Against that backdrop, there is more opportunity than time and capital and we continue to be thoughtful about how we execute while also preserving our focus on customer happiness.

We still have much more work to do. We have bigger and bolder goals yet to accomplish.  The story of Mash is still being written, but 2017 was a transformative year in our company’s history.

Mash won the award for Best Europe Fintech Firm 2017/18 from our readers, which is a huge accolade considering the competition. Can you tell us why you think it is being voted as Europe’s leading Fintech firm?

Fintech firmWe are incredibly honoured to receive the award. Thank you to you and your readership.If I were to reflect on why we are being voted as Europe’s leading Fintech firm I would have to say it is the result of the passion and energy of our Mashers – our employees and partners like Verifone that have worked tirelessly to impress our customers one transaction at a time.  

This reward reflects the hard work and dedication of the Mash team and I am privileged and humbled to have played a part in that.

 

What is the plan for the next five years for Mash?

An unrelenting passion to impress our customers.

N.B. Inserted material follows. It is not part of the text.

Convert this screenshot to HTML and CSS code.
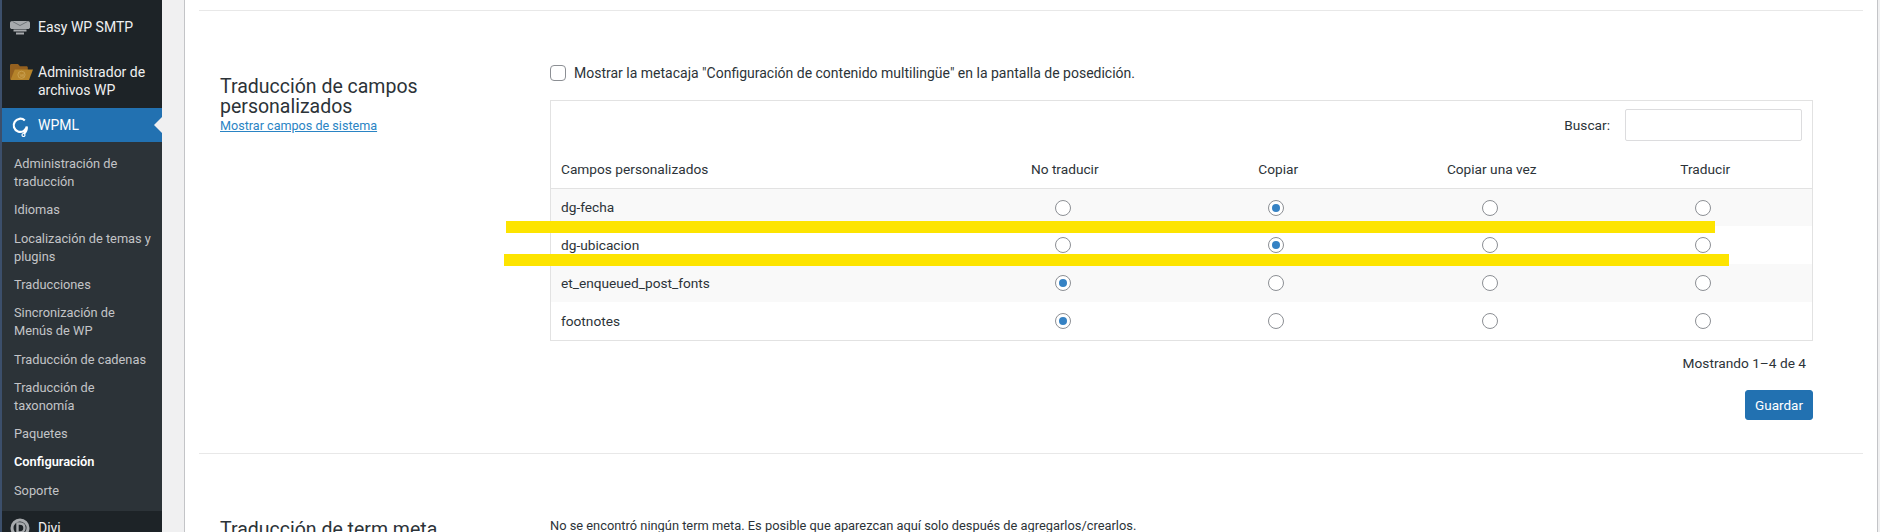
FILE: index.html
```html
<!DOCTYPE html>
<html lang="es">
<head>
<meta charset="utf-8">
<title>WPML Configuración</title>
<link rel="stylesheet" href="styles.css">
</head>
<body>
<nav class="sidebar">
  <a class="item"><svg class="icon" viewBox="0 0 24 20" width="24" height="20"><path class="i-mail" d="M1 5C1 3.800 2 3 3.400 3H18.600C20 3 21 3.800 21 5V9.500C21 10.400 20 11 19 11H3C2 11 1 10.400 1 9.500Z"/><path class="i-flap" d="M3.500 3.500 11 7.500 18.500 3.500"/><rect class="i-mail" x="4.500" y="11.500" width="13" height="2"/><rect class="i-mail" x="7" y="14.500" width="8" height="2"/></svg><span>Easy WP SMTP</span></a>
  <a class="item item-file"><svg class="icon" viewBox="0 0 24 20" width="24" height="20"><path class="i-back" d="M1 3.500C1 2.700 1.600 2 2.400 2H9l2 2.200h6.500c.8 0 1.300.6 1.300 1.300V18H2.400C1.600 18 1 17.400 1 16.600Z"/><path class="i-front" d="M5.800 7.500H24l-4 10.500H1.500Z"/><circle class="i-wp" cx="12.500" cy="12.800" r="3.600"/><path class="i-wpline" d="M10.800 11.500l1.300 3.300 1-2.600.9 2.600 1-3.300"/></svg><span>Administrador de archivos WP</span></a>
  <a class="item current"><svg class="icon" viewBox="0 0 24 20" width="24" height="20"><path class="i-wpml" d="M15.800 3.500A6.600 6.600 0 1 0 17.800 9.500C18 11.800 17.300 14.500 15 16.800"/><circle class="i-wpml-dot" cx="14.500" cy="18" r="1.500"/></svg><span>WPML</span></a>
  <div class="sub">
    <a class="sub-item">Administración de traducción</a>
    <a class="sub-item">Idiomas</a>
    <a class="sub-item">Localización de temas y plugins</a>
    <a class="sub-item">Traducciones</a>
    <a class="sub-item">Sincronización de Menús de WP</a>
    <a class="sub-item">Traducción de cadenas</a>
    <a class="sub-item">Traducción de taxonomía</a>
    <a class="sub-item">Paquetes</a>
    <a class="sub-item active">Configuración</a>
    <a class="sub-item">Soporte</a>
  </div>
  <a class="item item-divi"><svg class="icon" viewBox="0 0 24 20" width="24" height="20"><circle class="i-divi" cx="11" cy="10" r="8"/><path class="i-divi-d" d="M8.500 5.500h2.300c3 0 4.700 2 4.700 4.500s-1.700 4.500-4.700 4.500H8.500Z"/></svg><span>Divi</span></a>
</nav>
<main class="main">
  <div class="card">
    <div class="top-rule"></div>
    <section class="section section-fields">
      <div class="aside">
        <h3 class="title">Traducción de campos personalizados</h3>
        <a class="link">Mostrar campos de sistema</a>
      </div>
      <div class="content">
        <label class="check-row"><input type="checkbox" class="check"><span>Mostrar la metacaja "Configuración de contenido multilingüe" en la pantalla de posedición.</span></label>
        <div class="table-box">
          <div class="toolbar"><label class="search-label" for="buscar">Buscar:</label><input class="search" id="buscar" type="text"></div>
          <table class="fields">
            <colgroup><col class="col-name"><col><col><col><col></colgroup>
            <thead>
              <tr><th class="name">Campos personalizados</th><th>No traducir</th><th>Copiar</th><th>Copiar una vez</th><th>Traducir</th></tr>
            </thead>
            <tbody>
              <tr><td class="name">dg-fecha</td><td><input type="radio" name="r1"></td><td><input type="radio" name="r1" checked></td><td><input type="radio" name="r1"></td><td><input type="radio" name="r1"></td></tr>
              <tr><td class="name">dg-ubicacion</td><td><input type="radio" name="r2"></td><td><input type="radio" name="r2" checked></td><td><input type="radio" name="r2"></td><td><input type="radio" name="r2"></td></tr>
              <tr><td class="name">et_enqueued_post_fonts</td><td><input type="radio" name="r3" checked></td><td><input type="radio" name="r3"></td><td><input type="radio" name="r3"></td><td><input type="radio" name="r3"></td></tr>
              <tr><td class="name">footnotes</td><td><input type="radio" name="r4" checked></td><td><input type="radio" name="r4"></td><td><input type="radio" name="r4"></td><td><input type="radio" name="r4"></td></tr>
            </tbody>
          </table>
        </div>
        <p class="count">Mostrando 1–4 de 4</p>
        <div class="actions"><button class="save" type="button">Guardar</button></div>
      </div>
    </section>
    <section class="section section-term">
      <div class="aside">
        <h3 class="title">Traducción de term meta</h3>
      </div>
      <div class="content">
        <p class="note">No se encontró ningún term meta. Es posible que aparezcan aquí solo después de agregarlos/crearlos.</p>
      </div>
    </section>
  </div>
</main>
<div class="mark mark-one"></div>
<div class="mark mark-two"></div>
</body>
</html>
```
FILE: styles.css
```css
* { box-sizing: border-box; }
html, body { margin: 0; height: 532px; overflow: hidden; }
body {
  position: relative;
  display: flex;
  background: #f0f0f1;
  font-family: Roboto, "Open Sans", sans-serif;
  font-size: 14px;
  line-height: 18px;
  color: #2c3338;
}

/* Sidebar */
.sidebar {
  flex: 0 0 162px;
  height: 532px;
  overflow: hidden;
  padding-top: 9px;
  background: #1d2327;
  border-left: 2px solid #3c4f6b;
  color: #f0f0f1;
}
.item {
  display: flex;
  align-items: flex-start;
  padding: 9px 8px 9px 36px;
  position: relative;
}
.icon { position: absolute; left: 7px; top: 9px; }
.item-file { margin-top: 9px; }
.item-file .icon { top: 8px; }
.current {
  background: #2271b1;
  color: #fff;
  padding-top: 8px;
  padding-bottom: 8px;
}
.current .icon { top: 9px; }
.current::after {
  content: "";
  position: absolute;
  right: 0;
  top: 9px;
  border: 8px solid transparent;
  border-left-width: 0;
  border-right-color: #f0f0f1;
}
.sub { background: #2c3338; padding: 8px 0 6px; }
.sub-item {
  display: block;
  padding: 5px 8px 5px 12px;
  font-size: 12.800px;
  line-height: 18.200px;
  color: #c3c4c7;
}
.active { color: #fff; font-weight: 600; }
.item-divi .icon { top: 7px; }
.item-divi { padding-top: 8px; }
.i-mail { fill: #a7aaad; }
.i-flap { fill: none; stroke: #6f7478; stroke-width: 1; }
.i-back { fill: #94601f; }
.i-front { fill: #b5832a; }
.i-wp { fill: none; stroke: #d6b36a; stroke-width: .8; opacity: .7; }
.i-wpline { fill: none; stroke: #d6b36a; stroke-width: .6; opacity: .7; }
.i-wpml { fill: none; stroke: #fff; stroke-width: 2.200; }
.i-wpml-dot { fill: none; stroke: #fff; stroke-width: 1.200; }
.i-divi { fill: none; stroke: #a7aaad; stroke-width: 3; }
.i-divi-d { fill: none; stroke: #a7aaad; stroke-width: 2.400; }

/* Main */
.main { flex: 1; padding: 0 2px 0 22px; min-width: 0; }
.card {
  height: 532px;
  background: #fff;
  border-left: 1px solid #c3c4c7;
  border-right: 1px solid #c3c4c7;
  padding: 10px 14px 0;
}
.top-rule { height: 1px; background: #e8e8e8; }
.section {
  display: flex;
  padding: 54px 50px 0 21px;
}
.section-fields { border-bottom: 1px solid #e8e8e8; padding-bottom: 33px; }
.aside { flex: 0 0 330px; padding: 12px 40px 0 0; }
.title {
  margin: 0;
  font-size: 19.500px;
  line-height: 20px;
  font-weight: 400;
  color: #2c3338;
}
.link { color: #2a84c4; text-decoration: underline; display: block; font-size: 12.600px; }
.content { flex: 1; min-width: 0; }

.check-row { display: flex; align-items: center; height: 16px; margin-bottom: 19px; }
.check {
  appearance: none;
  width: 16px;
  height: 16px;
  margin: 0 8px 0 0;
  background: #fff;
  border: 1px solid #8c8f94;
  border-radius: 4px;
}

.table-box { border: 1px solid #e2e2e2; font-size: 13.700px; }
.toolbar {
  display: flex;
  justify-content: flex-end;
  align-items: center;
  height: 48px;
  padding: 8px 10px;
  gap: 15px;
}
.search {
  width: 177px;
  height: 32px;
  background: #fff;
  border: 1px solid #dcdcde;
  border-radius: 2px;
}
.fields { width: 100%; table-layout: fixed; border-collapse: collapse; }
.col-name { width: 407px; }
.fields th {
  height: 39px;
  padding: 1px 0 0;
  font-weight: 400;
  text-align: center;
  border-bottom: 1px solid #e2e2e2;
}
.fields td { height: 38px; padding: 0; text-align: center; }
.fields th.name, .fields td.name { text-align: left; padding-left: 10px; }
.fields tbody tr:nth-child(odd) { background: #f9f9f9; }
input[type="radio"] {
  appearance: none;
  display: inline-block;
  vertical-align: middle;
  width: 16px;
  height: 16px;
  margin: -2px 4px 0 0;
  background: #fff;
  border: 1px solid #8c8f94;
  border-radius: 50%;
}
input[type="radio"]:checked::before {
  content: "";
  display: block;
  width: 8px;
  height: 8px;
  margin: 3px;
  border-radius: 50%;
  background: #3582c4;
}

.count { margin: 13px 7px 0 0; text-align: right; font-size: 13.700px; }
.actions { display: flex; justify-content: flex-end; margin-top: 18px; }
.save {
  width: 68px;
  height: 30px;
  padding: 0;
  border: 1px solid #2271b1;
  border-radius: 3px;
  background: #2271b1;
  color: #fff;
  font: inherit;
  font-size: 13.500px;
}
.note { margin: 9px 0 0; font-size: 12.850px; }

/* Yellow highlighter strokes drawn over the screenshot */
.mark { position: absolute; height: 12px; background: #fde400; }
.mark-one { left: 506px; top: 221px; width: 1209px; }
.mark-two { left: 504px; top: 254px; width: 1225px; }
```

We are focused on building products and services that merchants and consumers trust and want to use.  When you focus relentlessly on your customer and how you can disrupt the current way of doing business you change how you compete in the market. Yes, we expect to lend more than 0.5B EUR next year, yes, we will increasingly add new partners and products, but none of this is possible if we don’t wow our customers every day, every time.